Keiser sold Recycled Paper Greetings in 2005 to concentrate fully on his golf course development, which stretches worldwide. He usually works with some of the most famous "traditionalist" architects in the world, among them Doak, David McLay Kidd and the team of Ben Crenshaw and Bill Coore.
Keiser owns a course on the Australian island of Tasmania - Barnbougle Dunes – that opened in 2005 and ranks No. 33 in the world. He owns two courses in Nova Scotia – Cobot Cliffs and Cabot Links – that opened in 2011 and are in the top 100. He just opened Sand Valley in Wisconsin this year to rave reviews. That one has been called "the Bandon Dunes of the Midwest" and may crack the top 100, as well.
Pressed to describe his impact, Keiser says: "You've seen an increase in the kinds of minimalists, classic natural golf courses being built now all over the world."
Keiser says the influence of his upbringing in Western New York can't be overstated.

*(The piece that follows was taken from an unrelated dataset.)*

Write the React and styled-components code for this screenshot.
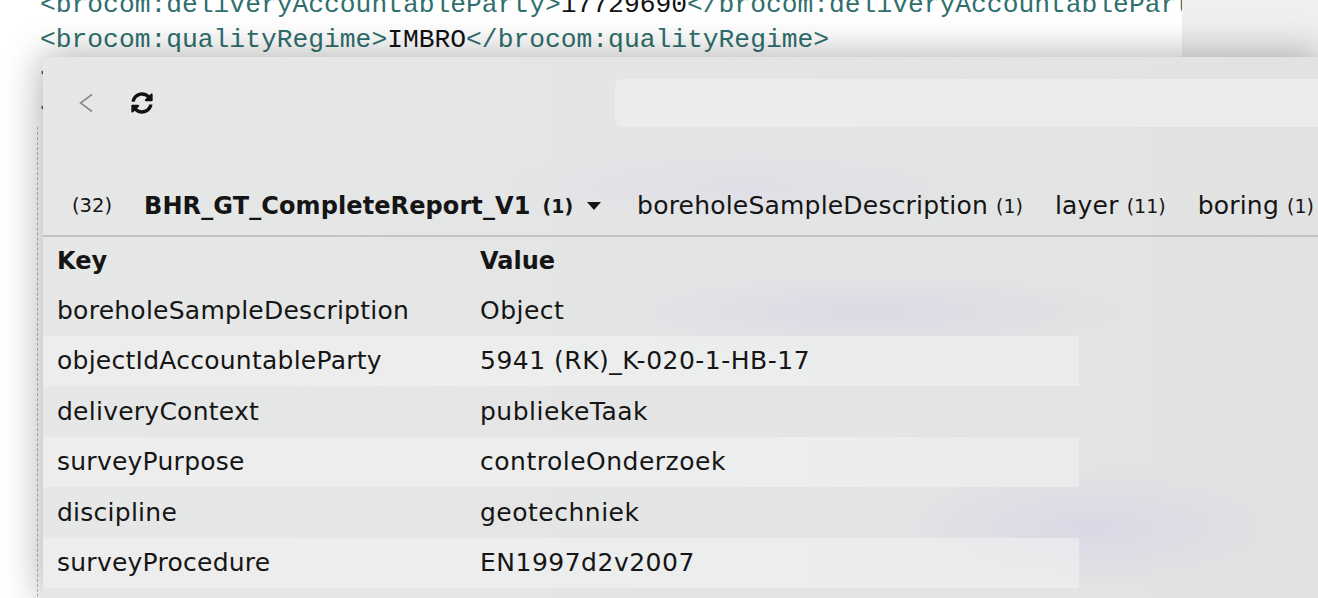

"I'm astonished at what an impact the Nichols School had on me, in particular the idea that to whom much is given, much is expected," Keiser said. "That was sort of the underlying theme. You guys are lucky to be here and we expect you to give back a lot."
The same goes for East Aurora.
"I grew up in East Aurora, right contiguous to Seymour Knox's polo pony field," Keiser said. "I bring that up because I had sort of a Tom Sawyer summer every year. It was just a great place to go out and roam. I wish all kids these days could have the same freedom of roaming that I had from the age of 4 on."
Considering Keiser's career, the Sawyer reference is appropriate. Like Sawyer's buddy, Huck Finn, Keiser never has been afraid to "light out" in a new direction. It has earned him fame and fortune.